By Marie DHUMIERES (AFP)     Dec 12, 2018 in World

Around two million people converge on the picture-perfect island at the heart of Strasbourg every year for the Christmas market. On Wednesday, the streets were empty and the usual festive cheer was gone.

"There was a knot in my stomach when I went to work this morning. We don't know how this is going to go," said Cathia, a delivery woman who lives just south of the city.

She was at the market when a gunman attacked on Tuesday night, sending thousands of people running for safety and prompting a security lockdown in the city that markets itself as the "capital of Christmas."

French soldiers stand guard at the closed Christmas market in Strasbourg cathedral after a shooting ...
French soldiers stand guard at the closed Christmas market in Strasbourg cathedral after a shooting spree left three dead
Patrick HERTZOG, AFP

Hundreds hid in bars and restaurants and were finally escorted home in the early evening.

The city remained on edge on Wednesday as more than 700 police and soldiers joined a massive manhunt for the suspected shooter, a 29-year-old Strasbourg native who lived in a rundown apartment a short drive from the market.

"Everything is closed", two Spanish tourists despaired, sitting at a cafe table amid the shuttered chalets at the Christmas market whose lights have been switched off.

A map of the city on their knees, they looked for something else to do.

Flags were lowered to half-staff on government buildings and theatre performances and other shows were cancelled.

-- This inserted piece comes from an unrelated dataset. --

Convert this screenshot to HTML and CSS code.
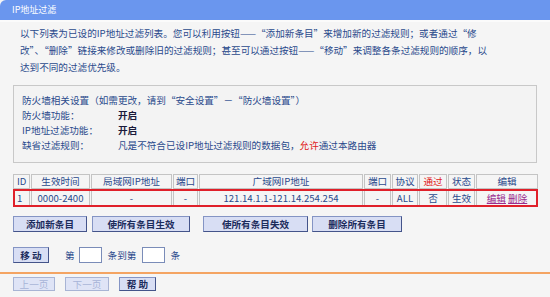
FILE: index.html
```html
<!DOCTYPE html>
<html>
<head>
<meta charset="utf-8">
<link rel="stylesheet" href="styles.css">
</head>
<body>
<div class="titlebar">IP地址过滤</div>
<div class="content">
  <p class="desc">以下列表为已设的IP地址过滤列表。您可以利用按钮——“添加新条目”来增加新的过滤规则；或者通过“修<br>改”、“删除”链接来修改或删除旧的过滤规则；甚至可以通过按钮——“移动”来调整各条过滤规则的顺序，以<br>达到不同的过滤优先级。</p>
  <div class="box">
    <div class="row">防火墙相关设置（如需更改，请到“安全设置”－“防火墙设置”）</div>
    <div class="row"><span class="label">防火墙功能：</span><b class="val">开启</b></div>
    <div class="row"><span class="label">IP地址过滤功能：</span><b class="val">开启</b></div>
    <div class="row"><span class="label">缺省过滤规则：</span><span>凡是不符合已设IP地址过滤规则的数据包，<span class="red">允许</span>通过本路由器</span></div>
  </div>
  <div class="tablewrap">
    <table class="list">
      <tr class="head">
        <td class="c-id">ID</td>
        <td class="c-time">生效时间</td>
        <td class="c-lan">局域网IP地址</td>
        <td class="c-port">端口</td>
        <td class="c-wan">广域网IP地址</td>
        <td class="c-port2">端口</td>
        <td class="c-proto">协议</td>
        <td class="c-pass red">通过</td>
        <td class="c-state">状态</td>
        <td class="c-edit">编辑</td>
      </tr>
      <tr class="data">
        <td class="left">1</td>
        <td>0000-2400</td>
        <td>-</td>
        <td>-</td>
        <td>121.14.1.1-121.14.254.254</td>
        <td>-</td>
        <td>ALL</td>
        <td>否</td>
        <td>生效</td>
        <td><a class="lnk" href="#">编辑</a> <a class="lnk" href="#">删除</a></td>
      </tr>
    </table>
    <div class="mark"></div>
  </div>
  <div class="btnrow">
    <button class="btn b1">添加新条目</button>
    <button class="btn b2">使所有条目生效</button>
    <button class="btn b3">使所有条目失效</button>
    <button class="btn b4">删除所有条目</button>
  </div>
  <div class="moverow">
    <button class="btn bmove">移 动</button>
    <span class="t1">第</span>
    <span class="inp"></span>
    <span class="t2">条到第</span>
    <span class="inp"></span>
    <span class="t3">条</span>
  </div>
</div>
<div class="rule"></div>
<div class="footer">
  <button class="btn small dis f1">上一页</button>
  <button class="btn small dis f2">下一页</button>
  <button class="btn small f3">帮 助</button>
</div>
</body>
</html>
```
FILE: styles.css
```css
html, body {
  margin: 0;
  padding: 0;
}
body {
  width: 550px;
  height: 297px;
  overflow: hidden;
  background: #f5f5f5;
  font-family: "Noto Sans CJK SC", "DejaVu Sans", sans-serif;
  font-size: 9.6px;
  color: #2a4a8c;
}
.titlebar {
  height: 20px;
  line-height: 20px;
  background: #6a96ee;
  border-top-left-radius: 6px;
  color: #ffffff;
  font-size: 9px;
  padding-left: 12px;
  border-bottom: 2px solid #fbfbfb;
}
.content {
  padding: 3px 13px 0 13px;
}
.desc {
  margin: 0;
  padding-left: 7px;
  line-height: 17px;
}
.box {
  margin-top: 9px;
  border: 1px solid #c8c8c8;
  padding: 7px 8px 9px 8px;
  line-height: 15px;
  background: #f3f3f3;
}
.row {
  display: flex;
}
.label {
  width: 96px;
  flex: none;
}
.val {
  color: #1a1a3a;
  font-weight: bold;
}
.red {
  color: #e02020;
}
.tablewrap {
  position: relative;
  margin-top: 10px;
}
.list {
  border-collapse: separate;
  border-spacing: 1px;
  table-layout: fixed;
  margin-left: -1px;
  width: 527px;
}
.list td {
  box-sizing: border-box;
  border: 1px solid #c4c4c4;
  padding: 0;
  text-align: center;
  white-space: nowrap;
  overflow: hidden;
}
.list .head td {
  height: 15px;
  line-height: 13px;
}
.list .data td {
  height: 17px;
  line-height: 15px;
  font-family: "Noto Sans CJK SC", "DejaVu Sans", sans-serif;
}
.list td.left, .list td.c-id {
  text-align: left;
  padding-left: 3px;
}
.c-id { width: 17px; }
.c-time { width: 59px; }
.c-lan { width: 81px; }
.c-port { width: 25px; }
.c-wan { width: 164px; }
.c-port2 { width: 27px; }
.c-proto { width: 26px; }
.c-pass { width: 28px; }
.c-state { width: 27px; }
.c-edit { width: 62px; }
.lnk {
  color: #9b2c8e;
  text-decoration: underline;
}
.mark {
  position: absolute;
  left: 0;
  top: 16px;
  width: 525px;
  height: 18px;
  box-sizing: border-box;
  border: 2px solid #e0202a;
}
.btn {
  box-sizing: border-box;
  height: 16px;
  padding: 0;
  margin: 0;
  font-family: "Noto Sans CJK SC", "DejaVu Sans", sans-serif;
  font-size: 9.6px;
  font-weight: bold;
  line-height: 14px;
  color: #1c2c5c;
  background: #d8def4;
  border: 1px solid #44548a;
  border-top-color: #8494c4;
  border-left-color: #8494c4;
}
.btnrow {
  display: flex;
  margin-top: 8px;
}
.b1 { width: 74px; }
.b2 { width: 98px; margin-left: 5px; }
.b3 { width: 105px; margin-left: 13px; }
.b4 { width: 90px; margin-left: 4px; }
.moverow {
  display: flex;
  align-items: center;
  margin-top: 15px;
  height: 16px;
}
.bmove { width: 36px; }
.t1 { margin-left: 16px; }
.inp {
  box-sizing: border-box;
  width: 23px;
  height: 16px;
  background: #ffffff;
  border: 1px solid #7a8cb8;
  margin-left: 4px;
}
.t2 { margin-left: 6px; }
.inp + .t2 + .inp { margin-left: 6px; }
.t3 { margin-left: 5px; }
.rule {
  margin-top: 9px;
  height: 2px;
  background: #f4a462;
}
.footer {
  display: flex;
  padding: 3px 13px 0 13px;
}
.small {
  height: 14px;
  line-height: 12px;
}
.dis {
  color: #a8b4d8;
  border-color: #a8b4d4;
  background: #dfe4f6;
  font-weight: normal;
}
.f1 { width: 42px; }
.f2 { width: 44px; margin-left: 10px; }
.f3 { width: 37px; margin-left: 10px; }
```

Schools remained open for parents unable to keep their children at home.

"It seems like a city under siege," said Joel Bigorgne, a tourist from Brittany, France.

The annual market has become a veritable fortress since 2015, when France suffered jihadist terror strikes that left scores dead and marked the beginning of a wave of attacks.

Access to the central island formed by the River Ill is tightly controlled via the nearly 20 bridges connecting it to the rest of the city, but this did not stop Tuesday's killer slipping past with a knife and handgun.

For Christmas, the island becomes home to around 300 wooden chalets warming visitors with mulled wine and sausages, under the dazzling lights of a 30-metre (100-foot) fir tree in Kleber Square.

On Tuesday night, wounded victims could be seen in the city's narrow streets and alleyways which are flanked by traditional Alsatian town houses with their exposed wooden beams.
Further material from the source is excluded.